>>>>>

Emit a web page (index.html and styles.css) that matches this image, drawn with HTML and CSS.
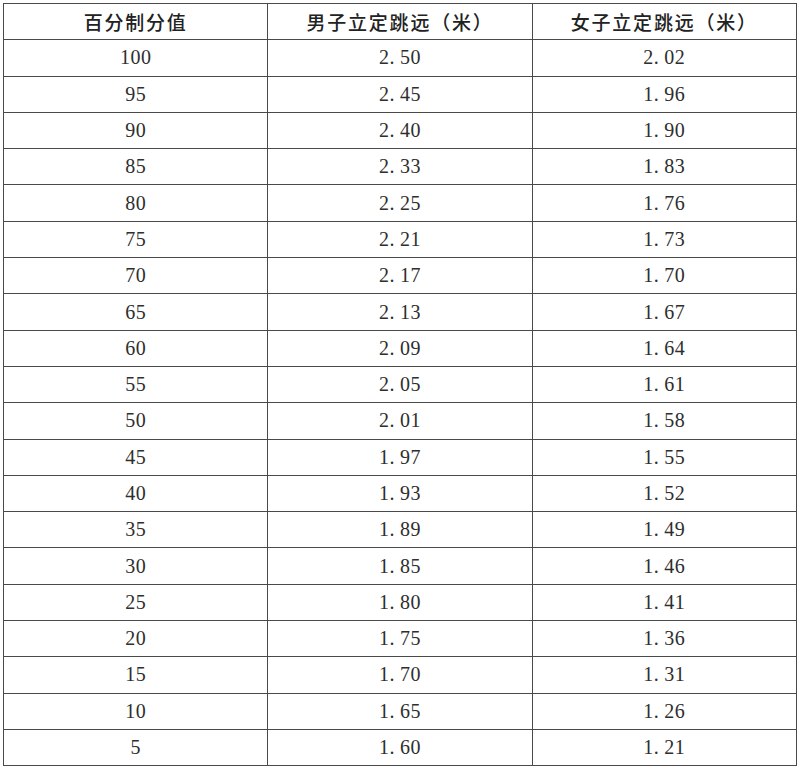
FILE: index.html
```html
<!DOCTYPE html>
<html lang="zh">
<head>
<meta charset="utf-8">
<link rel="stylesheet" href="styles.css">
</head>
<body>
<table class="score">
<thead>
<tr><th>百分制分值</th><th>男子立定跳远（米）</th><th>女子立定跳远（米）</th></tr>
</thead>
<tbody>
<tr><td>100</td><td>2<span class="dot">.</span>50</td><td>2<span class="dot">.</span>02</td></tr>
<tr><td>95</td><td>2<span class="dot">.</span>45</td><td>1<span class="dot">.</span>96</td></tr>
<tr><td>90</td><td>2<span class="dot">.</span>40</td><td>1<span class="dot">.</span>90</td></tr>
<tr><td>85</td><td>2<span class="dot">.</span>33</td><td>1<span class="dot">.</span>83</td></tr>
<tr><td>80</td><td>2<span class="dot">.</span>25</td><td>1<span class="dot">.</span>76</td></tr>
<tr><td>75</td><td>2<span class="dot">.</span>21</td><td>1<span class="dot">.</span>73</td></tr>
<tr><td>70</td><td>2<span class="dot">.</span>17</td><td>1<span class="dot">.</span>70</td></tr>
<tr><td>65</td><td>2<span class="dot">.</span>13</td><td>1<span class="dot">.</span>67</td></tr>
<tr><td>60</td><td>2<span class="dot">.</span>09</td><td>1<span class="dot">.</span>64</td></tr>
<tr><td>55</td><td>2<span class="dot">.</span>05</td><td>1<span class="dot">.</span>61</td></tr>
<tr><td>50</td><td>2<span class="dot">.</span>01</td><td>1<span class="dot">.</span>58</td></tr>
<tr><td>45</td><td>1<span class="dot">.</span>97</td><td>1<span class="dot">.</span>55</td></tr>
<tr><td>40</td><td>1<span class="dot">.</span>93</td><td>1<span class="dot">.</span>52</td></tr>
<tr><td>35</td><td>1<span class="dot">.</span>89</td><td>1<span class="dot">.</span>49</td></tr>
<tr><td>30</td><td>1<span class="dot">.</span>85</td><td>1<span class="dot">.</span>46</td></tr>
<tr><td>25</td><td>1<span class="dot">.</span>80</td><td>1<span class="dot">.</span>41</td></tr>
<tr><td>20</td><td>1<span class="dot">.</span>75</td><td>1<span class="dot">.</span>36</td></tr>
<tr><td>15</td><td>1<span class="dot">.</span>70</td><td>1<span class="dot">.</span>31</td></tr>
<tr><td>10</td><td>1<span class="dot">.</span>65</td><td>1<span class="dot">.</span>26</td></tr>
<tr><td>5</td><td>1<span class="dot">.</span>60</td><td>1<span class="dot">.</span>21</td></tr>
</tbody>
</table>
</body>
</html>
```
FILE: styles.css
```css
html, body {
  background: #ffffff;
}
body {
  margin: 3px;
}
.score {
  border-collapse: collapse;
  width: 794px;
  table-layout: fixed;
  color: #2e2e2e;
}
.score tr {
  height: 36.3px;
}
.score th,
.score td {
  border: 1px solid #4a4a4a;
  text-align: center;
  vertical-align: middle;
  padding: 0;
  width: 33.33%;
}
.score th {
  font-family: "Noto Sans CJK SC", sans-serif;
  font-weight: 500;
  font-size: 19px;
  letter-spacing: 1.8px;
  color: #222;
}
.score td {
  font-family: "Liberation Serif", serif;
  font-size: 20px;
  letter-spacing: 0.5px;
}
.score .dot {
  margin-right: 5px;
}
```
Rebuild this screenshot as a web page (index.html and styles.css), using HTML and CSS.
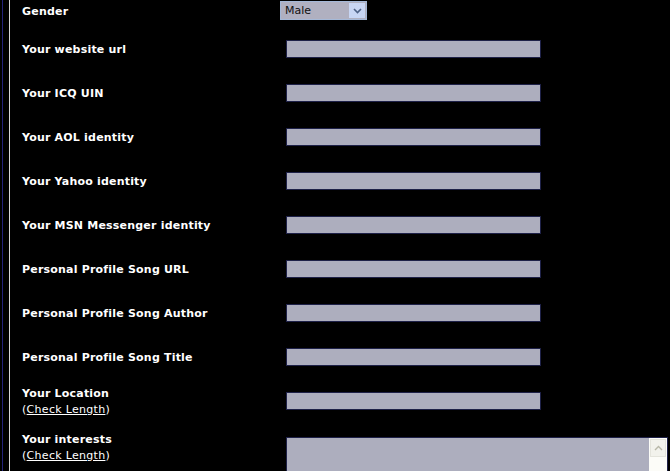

<<<<<

Your task is to transcribe all of the records precisely, with no images included.

Response for this exercise
Emit a web page (index.html and styles.css) that matches this image, drawn with HTML and CSS.
FILE: index.html
```html
<!DOCTYPE html>
<html lang="zh">
<head>
<meta charset="utf-8">
<link rel="stylesheet" href="styles.css">
</head>
<body>
<table class="score">
<thead>
<tr><th>百分制分值</th><th>男子立定跳远（米）</th><th>女子立定跳远（米）</th></tr>
</thead>
<tbody>
<tr><td>100</td><td>2<span class="dot">.</span>50</td><td>2<span class="dot">.</span>02</td></tr>
<tr><td>95</td><td>2<span class="dot">.</span>45</td><td>1<span class="dot">.</span>96</td></tr>
<tr><td>90</td><td>2<span class="dot">.</span>40</td><td>1<span class="dot">.</span>90</td></tr>
<tr><td>85</td><td>2<span class="dot">.</span>33</td><td>1<span class="dot">.</span>83</td></tr>
<tr><td>80</td><td>2<span class="dot">.</span>25</td><td>1<span class="dot">.</span>76</td></tr>
<tr><td>75</td><td>2<span class="dot">.</span>21</td><td>1<span class="dot">.</span>73</td></tr>
<tr><td>70</td><td>2<span class="dot">.</span>17</td><td>1<span class="dot">.</span>70</td></tr>
<tr><td>65</td><td>2<span class="dot">.</span>13</td><td>1<span class="dot">.</span>67</td></tr>
<tr><td>60</td><td>2<span class="dot">.</span>09</td><td>1<span class="dot">.</span>64</td></tr>
<tr><td>55</td><td>2<span class="dot">.</span>05</td><td>1<span class="dot">.</span>61</td></tr>
<tr><td>50</td><td>2<span class="dot">.</span>01</td><td>1<span class="dot">.</span>58</td></tr>
<tr><td>45</td><td>1<span class="dot">.</span>97</td><td>1<span class="dot">.</span>55</td></tr>
<tr><td>40</td><td>1<span class="dot">.</span>93</td><td>1<span class="dot">.</span>52</td></tr>
<tr><td>35</td><td>1<span class="dot">.</span>89</td><td>1<span class="dot">.</span>49</td></tr>
<tr><td>30</td><td>1<span class="dot">.</span>85</td><td>1<span class="dot">.</span>46</td></tr>
<tr><td>25</td><td>1<span class="dot">.</span>80</td><td>1<span class="dot">.</span>41</td></tr>
<tr><td>20</td><td>1<span class="dot">.</span>75</td><td>1<span class="dot">.</span>36</td></tr>
<tr><td>15</td><td>1<span class="dot">.</span>70</td><td>1<span class="dot">.</span>31</td></tr>
<tr><td>10</td><td>1<span class="dot">.</span>65</td><td>1<span class="dot">.</span>26</td></tr>
<tr><td>5</td><td>1<span class="dot">.</span>60</td><td>1<span class="dot">.</span>21</td></tr>
</tbody>
</table>
</body>
</html>
```
FILE: styles.css
```css
html, body {
  background: #ffffff;
}
body {
  margin: 3px;
}
.score {
  border-collapse: collapse;
  width: 794px;
  table-layout: fixed;
  color: #2e2e2e;
}
.score tr {
  height: 36.3px;
}
.score th,
.score td {
  border: 1px solid #4a4a4a;
  text-align: center;
  vertical-align: middle;
  padding: 0;
  width: 33.33%;
}
.score th {
  font-family: "Noto Sans CJK SC", sans-serif;
  font-weight: 500;
  font-size: 19px;
  letter-spacing: 1.8px;
  color: #222;
}
.score td {
  font-family: "Liberation Serif", serif;
  font-size: 20px;
  letter-spacing: 0.5px;
}
.score .dot {
  margin-right: 5px;
}
```
Rebuild this screenshot as a web page (index.html and styles.css), using HTML and CSS.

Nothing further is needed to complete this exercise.